- **What is required**:
Copy each line below in which the word "styles" occurs.

- **Dataset section**:
******

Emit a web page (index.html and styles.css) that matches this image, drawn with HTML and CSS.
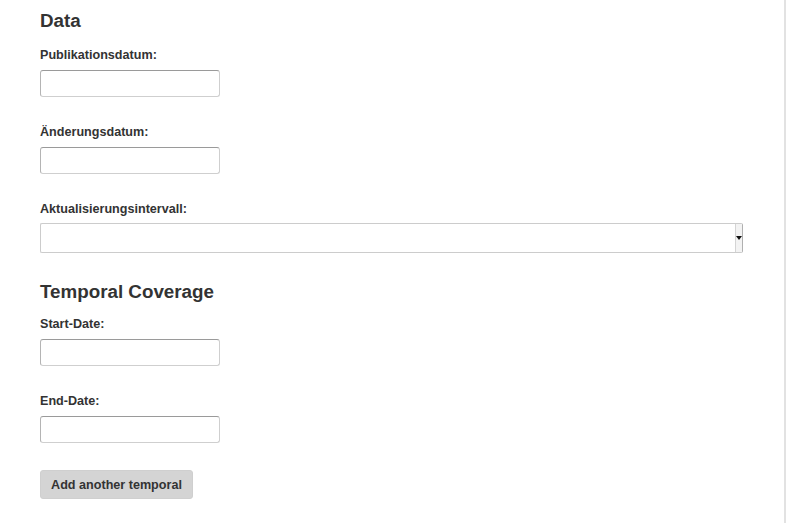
FILE: index.html
```html
<!DOCTYPE html>
<html lang="de">
<head>
<meta charset="utf-8">
<title>Data</title>
<link rel="stylesheet" href="styles.css">
</head>
<body>
<div class="page">
  <main class="content">
    <h2 class="section-title">Data</h2>
    <div class="control-group">
      <label class="control-label" for="pub">Publikationsdatum:</label>
      <input class="text-input" id="pub" type="text">
    </div>
    <div class="control-group">
      <label class="control-label" for="mod">Änderungsdatum:</label>
      <input class="text-input" id="mod" type="text">
    </div>
    <div class="control-group control-group-select">
      <label class="control-label" for="freq">Aktualisierungsintervall:</label>
      <div class="select-wrap">
        <select class="select-input" id="freq"><option></option></select>
        <span class="select-arrow"><span class="tri"></span></span>
      </div>
    </div>

    <h2 class="section-title section-title-second">Temporal Coverage</h2>
    <div class="control-group">
      <label class="control-label" for="start">Start-Date:</label>
      <input class="text-input" id="start" type="text">
    </div>
    <div class="control-group">
      <label class="control-label" for="end">End-Date:</label>
      <input class="text-input" id="end" type="text">
    </div>
    <button class="btn" type="button">Add another temporal</button>
  </main>
  <div class="divider"></div>
</div>
</body>
</html>
```

FILE: styles.css
```css
html, body {
  margin: 0;
  padding: 0;
  background: #ffffff;
}
body {
  font-family: "Liberation Sans", Arial, sans-serif;
  color: #333333;
}
.page {
  display: flex;
  height: 523px;
}
.content {
  width: 702px;
  padding: 0 0 0 40px;
  margin-right: 42px;
}
.divider {
  width: 2px;
  background: #e2e2e2;
  height: 523px;
}
.section-title {
  margin: 11px 0 14px 0;
  font-size: 18.8px;
  line-height: 20px;
  font-weight: bold;
}
.section-title-second {
  margin-top: 29px;
  margin-bottom: 12px;
}
.control-group {
  display: flex;
  flex-direction: column;
  align-items: flex-start;
  margin-bottom: 25px;
}
.control-label {
  display: block;
  font-size: 12.6px;
  line-height: 20px;
  font-weight: bold;
  margin-bottom: 5px;
}
.control-group-select .control-label {
  margin-bottom: 4px;
}
.text-input {
  box-sizing: border-box;
  width: 180px;
  height: 27px;
  margin: 0;
  padding: 3px 6px;
  border: 1px solid #cfcfcf;
  border-top-color: #9a9a9a;
  border-left-color: #b4b4b4;
  border-radius: 3px;
  background: #fff;
  font: 12px "Liberation Sans", Arial, sans-serif;
}
.select-wrap {
  position: relative;
  width: 703px;
  height: 30px;
}
.select-input {
  box-sizing: border-box;
  width: 703px;
  height: 30px;
  margin: 0;
  border: 1px solid #cccccc;
  border-right-color: #b0b0b0;
  border-radius: 2px;
  background: #fff;
  -webkit-appearance: none;
  appearance: none;
  font: 12px "Liberation Sans", Arial, sans-serif;
}
.select-arrow {
  position: absolute;
  top: 1px;
  right: 1px;
  bottom: 1px;
  width: 6px;
  border-left: 1px solid #d4d4d4;
  background: #f3f3f3;
  display: flex;
  align-items: center;
  justify-content: center;
  pointer-events: none;
}
.tri {
  width: 0;
  height: 0;
  border-left: 3px solid transparent;
  border-right: 3px solid transparent;
  border-top: 4px solid #111;
}
.btn {
  display: block;
  box-sizing: border-box;
  width: 153px;
  height: 29px;
  margin: 27px 0 0 0;
  padding: 0;
  border: 1px solid #cfcfcf;
  border-radius: 3px;
  background: #d4d4d4;
  color: #333;
  font: bold 12.6px "Liberation Sans", Arial, sans-serif;
}
```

******

- **Exercise solution**:
Emit a web page (index.html and styles.css) that matches this image, drawn with HTML and CSS.
<link rel="stylesheet" href="styles.css">
FILE: styles.css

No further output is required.